Thread

  1. Various Questions

    Evil Azrael <evilazrael@evilazrael.de> — 2003-12-01T13:07:50Z

    Hi!
    
    
    I have 4 question which probably someone can answer.
    
    1) I have a transaction during which no data was modified, does it
    make a difference whether i send COMMIT or ROLLBACK? The effect is the
    same, but what´s about the speed?
    
    2) Is there any general rule when the GEQO will start using an index?
    Does he consider the number of tuples in the table or the number of
    data pages? Or is it even more complex even if you don´t tweak the
    cost setting for the GEQO?
    
    3) Makes it sense to add a index to a table used for logging? I mean
    the table can grow rather large due to many INSERTs, but is also
    seldom queried. Does the index slowdown noticable INSERTs?
    
    4) Temporary tables will always be rather slow as they can´t gain from
    ANALYZE runs, correct?
    
    Thanx in advance for any answer
    
    Christoph Nelles
    
    -- 
    Mit freundlichen Grüssen
    Evil Azrael                          mailto:evilazrael@evilazrael.de
    
    
    
  2. Re: Various Questions

    Shridhar Daithankar <shridhar_daithankar@myrealbox.com> — 2003-12-01T13:26:03Z

    On Monday 01 December 2003 18:37, Evil Azrael wrote:
    > 1) I have a transaction during which no data was modified, does it
    > make a difference whether i send COMMIT or ROLLBACK? The effect is the
    > same, but what´s about the speed?
    
    It should not matter. Both commit and rollback should take same amount of 
    time..
    
    > 2) Is there any general rule when the GEQO will start using an index?
    > Does he consider the number of tuples in the table or the number of
    > data pages? Or is it even more complex even if you don´t tweak the
    > cost setting for the GEQO?
    
    I thought GEQO was triggered by numebr of join clauses. That is what GEQO cost 
    indicates.  It is not triggered by number of tuples in any table etc.
    
    But correct me if I am wrong.
    
    > 3) Makes it sense to add a index to a table used for logging? I mean
    > the table can grow rather large due to many INSERTs, but is also
    > seldom queried. Does the index slowdown noticable INSERTs?
    
    Yes. It does make a lot of difference. If the table is very seldom queried, 
    you can probably create the index before querying and drop it later. However 
    even this will cost a seq. scan of table and can be heavy on performance..
     Take your pick
    
    Shridhar
    
    
    
  3. Re: Various Questions

    Andrew Sullivan <andrew@libertyrms.info> — 2003-12-01T14:00:58Z

    On Mon, Dec 01, 2003 at 02:07:50PM +0100, Evil Azrael wrote:
    > 1) I have a transaction during which no data was modified, does it
    > make a difference whether i send COMMIT or ROLLBACK? The effect is the
    > same, but what´s about the speed?
    
    It makes no difference.
    
    > 2) Is there any general rule when the GEQO will start using an index?
    > Does he consider the number of tuples in the table or the number of
    > data pages?

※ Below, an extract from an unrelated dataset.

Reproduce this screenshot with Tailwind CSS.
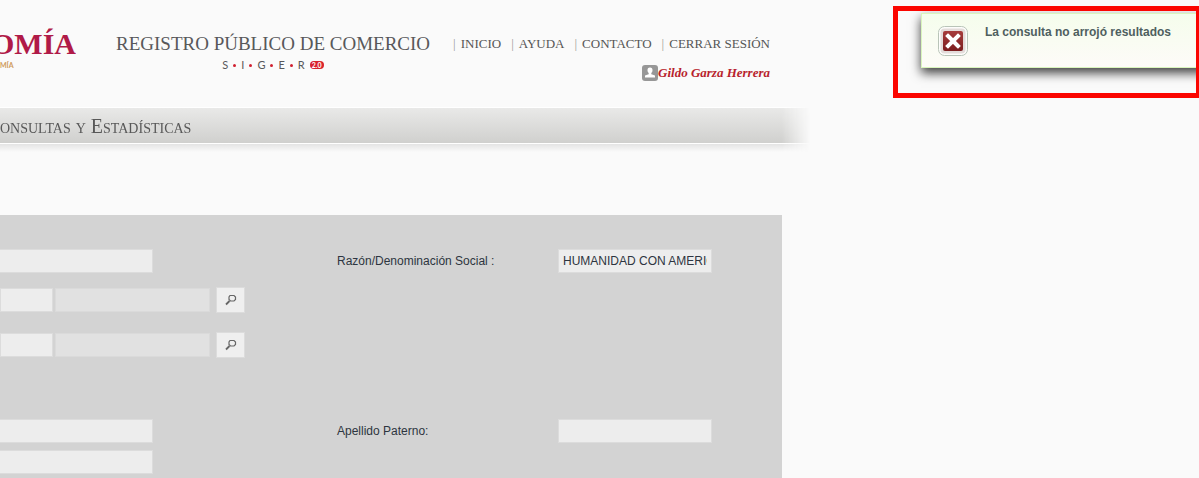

Or is it even more complex even if you don´t tweak the
    > cost setting for the GEQO?
    
    GEQO is not what causes indexscans.  You're thinking of the
    planner/optimiser.  Generally, the optimiser decides what the optimum
    plan is to deliver a query.  This involves a complicated set of
    rules.  The real important question is, "Am I really getting the
    fastest plan?"  You can find out that with EXPLAIN ANALYSE.  If you
    want to know more about what makes a good plan, I'd start by reading
    the docs, and then by reading the comments in the source code.
    
    > 3) Makes it sense to add a index to a table used for logging? I mean
    > the table can grow rather large due to many INSERTs, but is also
    > seldom queried. Does the index slowdown noticable INSERTs?
    
    It does, but you might find that it's worth it.  If it is seldom
    queried, but you really need the results and the result set is a
    small % of the table, then you're probably wise to pay the cost of
    the index at insert, update, and VACUUM because doing a seqscan on a
    large table to get one or two rows will destroy all your buffers.
    
    > 4) Temporary tables will always be rather slow as they can´t gain from
    > ANALYZE runs, correct?
    
    No, you can ANALYSE them yourself.  Of course, you'll need an index
    unless you plan to read the whole table.  Note that, if you use temp
    tables a lot, you need to be sure to vacuum at least pg_class and
    pg_attribute more frequently than you might have thought.